Holy Saturday, day of the burial of God—is that not in an uncanny way our day? Does our century not begin to become one large Holy Saturday, a day of God’s absence, a day when an icy emptiness grows even in the hearts of the disciples so that they prepare for the way home with shame and fear and on their Emmaus journey, gloomy and disturbed, sink into hopelessness, failing to notice that the one thought to be dead is in their midst? God is dead, and we killed him. Did we actually notice that this statement was taken almost word for word from the language of Christian tradition, that we have often enough stammered something similar in our Stations of the Cross prayers without being aware of the terrifying earnest and uncanny reality of what we are saying? We have killed him by enclosing him in the shell of antiquated modes of thinking, by banishing him to a piety void of reality, which becomes more and more a devotional slogan or archaeological curiosity. We have killed him through the ambiguity of our lives that obscured him.
For what could make God more questionable in this world than the questionability of the faith and love of his faithful?
The darkness of God of this day, of this century, which is becoming more and more a Holy Saturday, addresses our consciences—it has something to do with us too. But despite everything it also has something consoling about it. For God’s dying in Jesus Christ is at the same time an expression of his radical solidarity with us.
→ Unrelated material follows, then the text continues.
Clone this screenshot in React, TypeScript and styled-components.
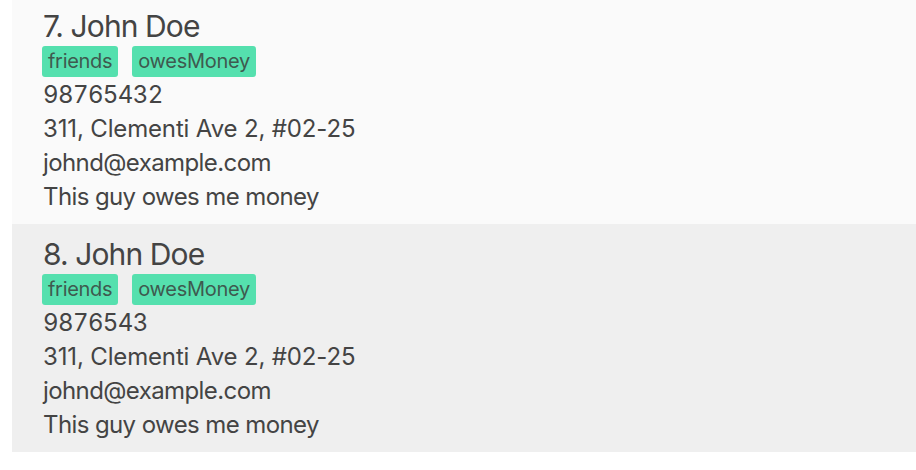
import styled, { createGlobalStyle } from 'styled-components';

const GlobalStyle = createGlobalStyle`
   html, body {
      margin: 0;
      padding: 0;
      background: #ffffff;
   }
`;

const List = styled.div`
   display: flex;
   flex-direction: column;
   padding-left: 12px;
   margin-top: -4px;
   font-family: Inter, 'Liberation Sans', sans-serif;
   color: #444444;
`;

const Card = styled.div<{ $odd: boolean }>`
   display: flex;
   flex-direction: column;
   height: 228px;
   box-sizing: border-box;
   padding: 12px 0 0 31px;
   background: ${({ $odd }) => ($odd ? '#fafafa' : '#efefef')};
`;

const Name = styled.div`
   font-size: 30px;
   line-height: 36px;
   letter-spacing: -0.9px;
`;

const Tags = styled.div`
   display: flex;
   gap: 14px;
   margin: 2px 0 1px -1px;
`;

const Tag = styled.span`
   height: 31px;
   box-sizing: border-box;
   padding: 0 6px;
   border-radius: 3px;
   background: #55e0ae;
   color: #3e5a4f;
   font-size: 20px;
   line-height: 31px;
   letter-spacing: -0.3px;
`;

const Line = styled.div<{ $spacing?: number; $tabular?: boolean }>`
   font-size: 24px;
   line-height: 34px;
   letter-spacing: ${({ $spacing = -0.6 }) => $spacing}px;
   font-variant-numeric: ${({ $tabular }) => ($tabular ? 'tabular-nums' : 'normal')};
`;

interface Person {
   index: number;
   name: string;
   tags: string[];
   phone: string;
   address: string;
   email: string;
   remark: string;
}

const people: Person[] = [
   {
      index: 7,
      name: 'John Doe',
      tags: ['friends', 'owesMoney'],
      phone: '98765432',
      address: '311, Clementi Ave 2, #02-25',
      email: 'johnd@example.com',
      remark: 'This guy owes me money',
   },
   {
      index: 8,
      name: 'John Doe',
      tags: ['friends', 'owesMoney'],
      phone: '9876543',
      address: '311, Clementi Ave 2, #02-25',
      email: 'johnd@example.com',
      remark: 'This guy owes me money',
   },
];

export default function App() {
   return (
      <>
         <GlobalStyle />
         <List>
            {people.map((p) => (
               <Card key={p.index} $odd={p.index % 2 === 1}>
                  <Name>
                     {p.index}. {p.name}
                  </Name>
                  <Tags>
                     {p.tags.map((t) => (
                        <Tag key={t}>{t}</Tag>
                     ))}
                  </Tags>
                  <Line $tabular>{p.phone}</Line>
                  <Line $spacing={-0.15}>{p.address}</Line>
                  <Line>{p.email}</Line>
                  <Line>{p.remark}</Line>
               </Card>
            ))}
         </List>
      </>
   );
}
The darkest mystery of faith is simultaneously the brightest sign of a hope that is without limits. And one thing further: only through the failure of Good Friday, only through the deathly stillness of Holy Saturday could the disciples be led to grasp who Jesus really was and what his proclamation truly meant. God had to die for them, so that he could truly live in them. Their image that they had formed of God, into which they tried to force him, had to be destroyed so that they could see the heavens above the rubble of the destroyed house, so that they could see him who always remains the infinitely greater. We need the darkness of God, the silence of God, in order to experience the abyss of his greatness and that of our nothingness, which would open up if he were not.
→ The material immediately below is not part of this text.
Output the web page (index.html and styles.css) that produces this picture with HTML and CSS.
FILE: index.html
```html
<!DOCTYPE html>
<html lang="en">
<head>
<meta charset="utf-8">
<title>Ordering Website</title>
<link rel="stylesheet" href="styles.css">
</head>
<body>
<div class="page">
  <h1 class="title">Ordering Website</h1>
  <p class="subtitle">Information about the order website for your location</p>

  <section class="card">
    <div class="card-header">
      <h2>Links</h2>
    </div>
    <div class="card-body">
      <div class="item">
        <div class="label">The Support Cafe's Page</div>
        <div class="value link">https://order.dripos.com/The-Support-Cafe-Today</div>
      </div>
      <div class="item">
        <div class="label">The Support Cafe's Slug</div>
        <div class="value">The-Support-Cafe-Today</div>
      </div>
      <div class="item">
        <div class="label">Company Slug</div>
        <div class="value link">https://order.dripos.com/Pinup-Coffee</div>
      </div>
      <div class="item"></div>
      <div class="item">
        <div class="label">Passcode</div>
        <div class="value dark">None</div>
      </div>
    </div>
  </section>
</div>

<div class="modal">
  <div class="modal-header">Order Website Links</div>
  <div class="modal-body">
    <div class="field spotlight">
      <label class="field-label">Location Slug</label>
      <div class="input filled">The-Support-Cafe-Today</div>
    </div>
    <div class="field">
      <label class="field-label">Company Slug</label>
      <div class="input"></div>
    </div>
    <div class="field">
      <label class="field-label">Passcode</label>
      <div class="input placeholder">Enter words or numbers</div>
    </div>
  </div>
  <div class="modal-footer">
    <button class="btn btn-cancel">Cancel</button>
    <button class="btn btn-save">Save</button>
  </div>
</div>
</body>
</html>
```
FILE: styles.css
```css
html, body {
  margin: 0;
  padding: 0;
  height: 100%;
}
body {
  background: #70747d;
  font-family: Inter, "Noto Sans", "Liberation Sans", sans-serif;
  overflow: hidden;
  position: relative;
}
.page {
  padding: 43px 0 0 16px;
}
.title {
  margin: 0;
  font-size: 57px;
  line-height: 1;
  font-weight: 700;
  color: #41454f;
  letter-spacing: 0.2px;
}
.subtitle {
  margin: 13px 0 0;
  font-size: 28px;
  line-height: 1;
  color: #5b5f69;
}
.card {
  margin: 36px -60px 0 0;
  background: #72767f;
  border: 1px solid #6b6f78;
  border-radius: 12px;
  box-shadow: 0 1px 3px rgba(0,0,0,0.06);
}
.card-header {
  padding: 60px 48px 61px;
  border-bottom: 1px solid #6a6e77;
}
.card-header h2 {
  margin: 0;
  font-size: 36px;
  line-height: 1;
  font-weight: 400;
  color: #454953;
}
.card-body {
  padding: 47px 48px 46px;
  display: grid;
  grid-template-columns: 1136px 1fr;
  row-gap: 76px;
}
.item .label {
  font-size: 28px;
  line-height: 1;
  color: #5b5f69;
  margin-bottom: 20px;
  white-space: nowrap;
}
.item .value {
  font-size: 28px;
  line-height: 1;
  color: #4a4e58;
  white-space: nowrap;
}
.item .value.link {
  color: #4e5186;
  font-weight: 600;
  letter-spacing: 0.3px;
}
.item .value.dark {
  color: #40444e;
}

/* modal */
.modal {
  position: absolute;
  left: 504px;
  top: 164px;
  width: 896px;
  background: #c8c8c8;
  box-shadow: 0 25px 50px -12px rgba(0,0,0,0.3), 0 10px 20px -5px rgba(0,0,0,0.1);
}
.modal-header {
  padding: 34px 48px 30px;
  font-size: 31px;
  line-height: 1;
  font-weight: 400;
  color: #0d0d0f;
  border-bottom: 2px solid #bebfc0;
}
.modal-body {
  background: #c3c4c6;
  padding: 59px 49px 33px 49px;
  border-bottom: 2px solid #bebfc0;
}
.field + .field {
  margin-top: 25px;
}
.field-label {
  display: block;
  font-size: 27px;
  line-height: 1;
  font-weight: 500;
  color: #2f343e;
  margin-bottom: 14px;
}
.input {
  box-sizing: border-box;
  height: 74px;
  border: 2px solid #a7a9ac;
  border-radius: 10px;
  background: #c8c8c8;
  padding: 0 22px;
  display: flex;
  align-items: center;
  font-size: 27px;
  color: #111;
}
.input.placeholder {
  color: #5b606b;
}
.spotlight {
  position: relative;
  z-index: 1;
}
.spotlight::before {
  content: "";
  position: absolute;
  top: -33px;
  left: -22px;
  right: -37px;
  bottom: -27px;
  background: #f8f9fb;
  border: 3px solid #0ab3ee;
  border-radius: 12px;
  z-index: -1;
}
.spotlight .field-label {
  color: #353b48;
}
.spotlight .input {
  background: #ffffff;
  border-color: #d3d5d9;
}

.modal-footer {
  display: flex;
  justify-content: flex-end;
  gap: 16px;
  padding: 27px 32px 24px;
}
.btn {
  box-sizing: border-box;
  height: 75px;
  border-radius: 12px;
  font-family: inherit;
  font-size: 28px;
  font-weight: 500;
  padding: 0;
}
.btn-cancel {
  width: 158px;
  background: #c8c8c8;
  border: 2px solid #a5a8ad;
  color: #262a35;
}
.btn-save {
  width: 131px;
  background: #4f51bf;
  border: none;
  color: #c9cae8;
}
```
The liturgy of the Easter triduum has been conceived particularly carefully in the breviary of the priest. The Church in her prayer seeks to draw us into the reality of the Lord’s passion and lead us beyond mere talking into the spiritual center of what has occurred. If one tries to sum up the liturgical prayer of Holy Saturday, one will be touched above all by the deep peace it breathes. Christ has entered into concealment, but also amid impenetrable dark into safety; indeed, he has become the last security of us all. The bold saying of the psalmist only now becomes true: And if I make my bed in sheol, You are there. Thus this liturgy proceeds like the sunrise; the first lights of Easter morning shine into it. If Good Friday places before our eyes the buffeted figure of the pierced one, Holy Saturday’s liturgy is rather reminiscent of the early Church’s view of the cross, surrounded by beams of light, as much symbol of resurrection as of death.
Thus Holy Saturday can refer us to a side of Christian piety that perhaps in the course of time has been largely lost from consciousness. Today, when we look prayerfully at the cross, we see almost exclusively a reference to the historical passion of the Lord at Golgotha. But the origin of devotion to the cross is a different one. Christians prayed turned towards the East as a sign of their hope that Christ, the true sun, would rise over history, as a sign therefore of their faith in the Lord’s second coming. The cross is first of all closely united with this easterly direction of prayer; it is presented as if it were the standard carried before the king’s arrival. Christ, the head of the royal procession, has already arrived in the midst of those praying in the image of the Cross. Thus for early Christendom the cross is above all a sign of hope, not so much a turning toward the past as a turning toward the coming Lord. Certainly the ongoing development of the faith did not obviate the profound need to return ever more deeply to the events that had happened in the past. The staggering lavishness of God’s love had to be defended against all flight into the spiritual, against the explaining away of God’s incarnation—God, who for the sake of the pitiful creature man himself became man, and what a man! The holy folly of God’s love had to be defended. God did not simply voice a command, but chose instead the way of powerlessness in order to put to shame our dream of power and to overcome it from within.
But have we not then virtually forgotten the connection in Christianity between cross and hope, the unity of the cross’s direction and our posture of prayer, the unity of past and future? The spirit of hope which the prayers of Holy Saturday breathe should permeate our entire Christian existence anew. Christianity is not merely a religion of the past, but equally of the future. Its faith is simultaneously hope, because Christ is not only the one who died and rose but also the one who is to come.
Lord, let this mystery of hope shed light into our souls. Let us recognize the light that radiates from thy cross. Let us as Christians go forward to the day of thy dawn.
Lord Jesus Christ, in the darkness of death you have created light; in the abyss of the deepest loneliness the protective power of your love abides now and always; in the midst of your hiddenness we can sing the Hallelujah of the saved. Grant us the humble simplicity of faith, which will not swerve when you call us into hours of darkness and abandonment, when everything seems to be called into question: Grant us, in this time when your work seems to be immersed in mortal struggle, enough light not to lose you, enough light that we can become light to others in still greater need of it. Let the mystery of your Easter joy shine like the light of dawn on our days; grant us that we may truly be men of Easter in the midst of the Holy Saturday of history. Grant that through the bright and dark days of these times we may be of good cheer on the path towards your coming glory.